United States District Court, District of Columbia

October 20, 2016

CAROLYN W. COLVIN, Commissioner of Social Security Administration, Defendant.


          JAMES E. BOASBERG United States District Judge.

         Plaintiff Louis Shaderock obtained a fully favorable decision for Disability Insurance Benefits (DIB) and Supplemental Security Income (SSI) benefits. He now seeks attorney fees totaling $25, 009.62 pursuant to Section 406(b) of the Social Security Act. This amount, which represents 25% of his past-due benefits and is the maximum percentage allowable under the statute, is not opposed by the Government. Concluding that Plaintiff's contingent-fee agreement with his attorney is reasonable, the Court will grant his Motion and award Shaderock $21, 016.59, which equals the full sum requested minus a prior Equal Access to Justice Act (EAJA) award.

         I. Background

         In April 2004, Plaintiff filed for DIB and SSI benefits, but his initial application and reconsideration were both denied. See ECF No. 23-2 (Motion) at 1. An Administrative Law Judge denied his claim on appeal in 2009, and the Appeals Council affirmed that decision in 2011. Id. Shaderock then filed this action in 2012 and retained counsel in 2013 under a contingency-fee agreement that entitled counsel to 25% of any recovered benefits. See Mot. at 1; ECF Nos. 1 (Complaint), 23-7 (Fee Agreement). After a review on the merits, this Court remanded the matter for further administrative proceedings, see ECF No. 17, and subsequently awarded Plaintiff $5, 721.03 in attorney fees under EAJA, 28 U.S.C. § 2412. See ECF No. 19 (Order). Counsel, however, only received $3, 993.03 of this amount due to a deduction taken from that award for a debt owed by Plaintiff. See ECF No. 23-5 (Offset Notice). On January 7, 2016, Shaderock received a Fully Favorable Decision for his past-due and continued benefits. See ECF No. 23-3 (Fully Favorable Decision). The Government issued a Notice of Award for his DIB claim on February 16, 2016, and for his SSI claim on May 2, 2016. See ECF Nos. 23-4 (DIB Notice of Award), 23-6 (SSI Notice of Award). Plaintiff now files a Motion for Attorney Fees under 42 U.S.C. § 406(b) to request $25, 009.62 - 25% of his past-due benefits.
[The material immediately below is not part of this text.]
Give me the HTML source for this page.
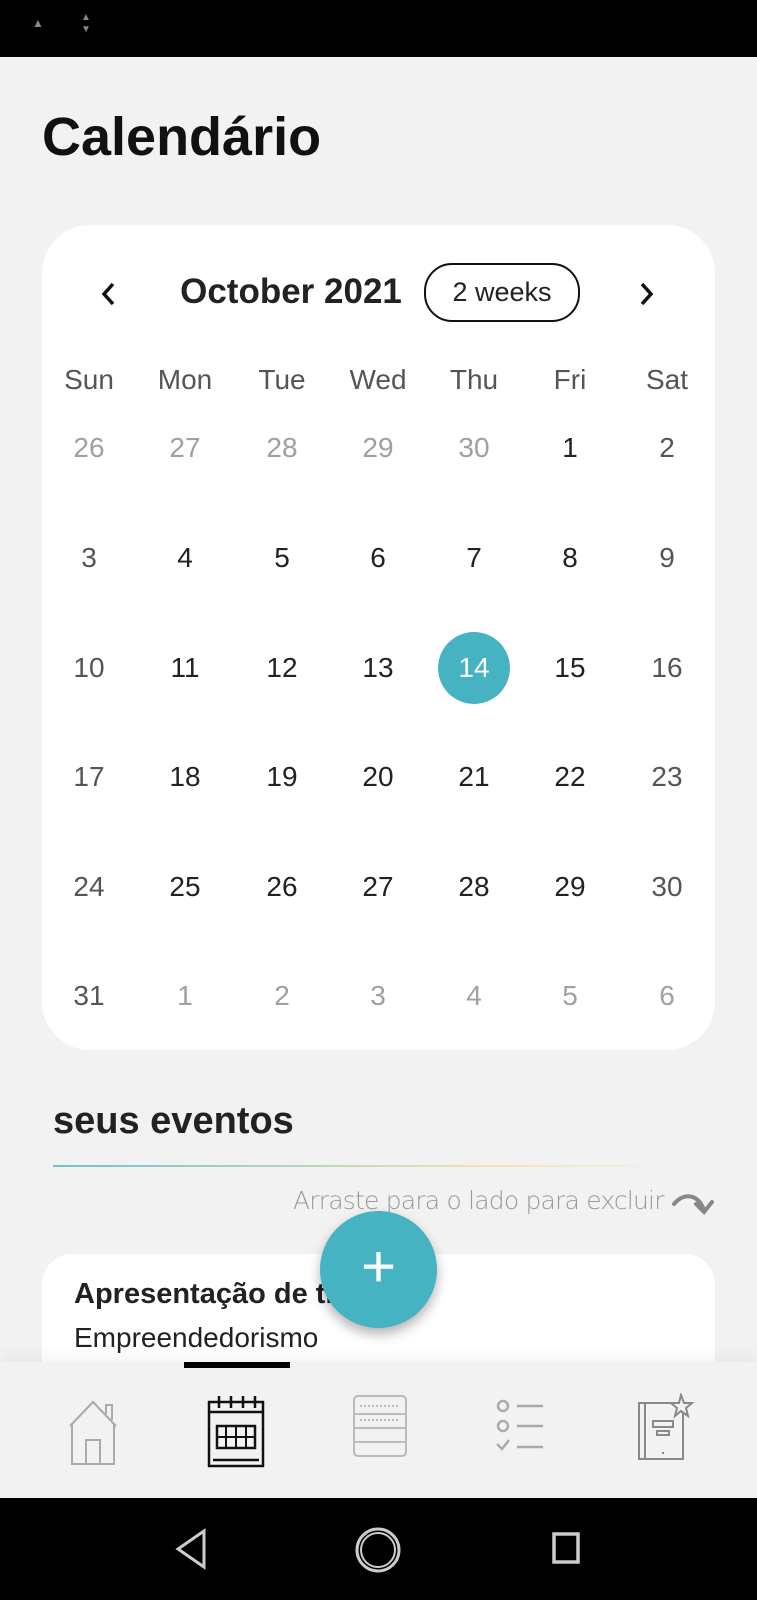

         Plaintiff's counsel expended 35.9 hours on this suit in federal court. See ECF No. 23-1 (Declaration of Kenneth R. Hiller), ¶ 19. Counsel has been an attorney for 32 years, and his normal billing rate is $295 per hour. Id., ¶¶ 3, 23. He has worked on Social Security cases since 1988, handling hundreds of cases at the district-court level and thousands of cases at the administrative level. Id., ¶¶ 5, 7. Defendant does not take a position on whether the request is reasonable, but points out that it amounts to an hourly rate of $696.65. See ECF No. 26 (Response) at 4, 5. Defendant notes, furthermore, that the EAJA award is included in the 25% cap of attorney fees pursuant to § 406(b) and should be refunded to the extent necessary. Id. at 4.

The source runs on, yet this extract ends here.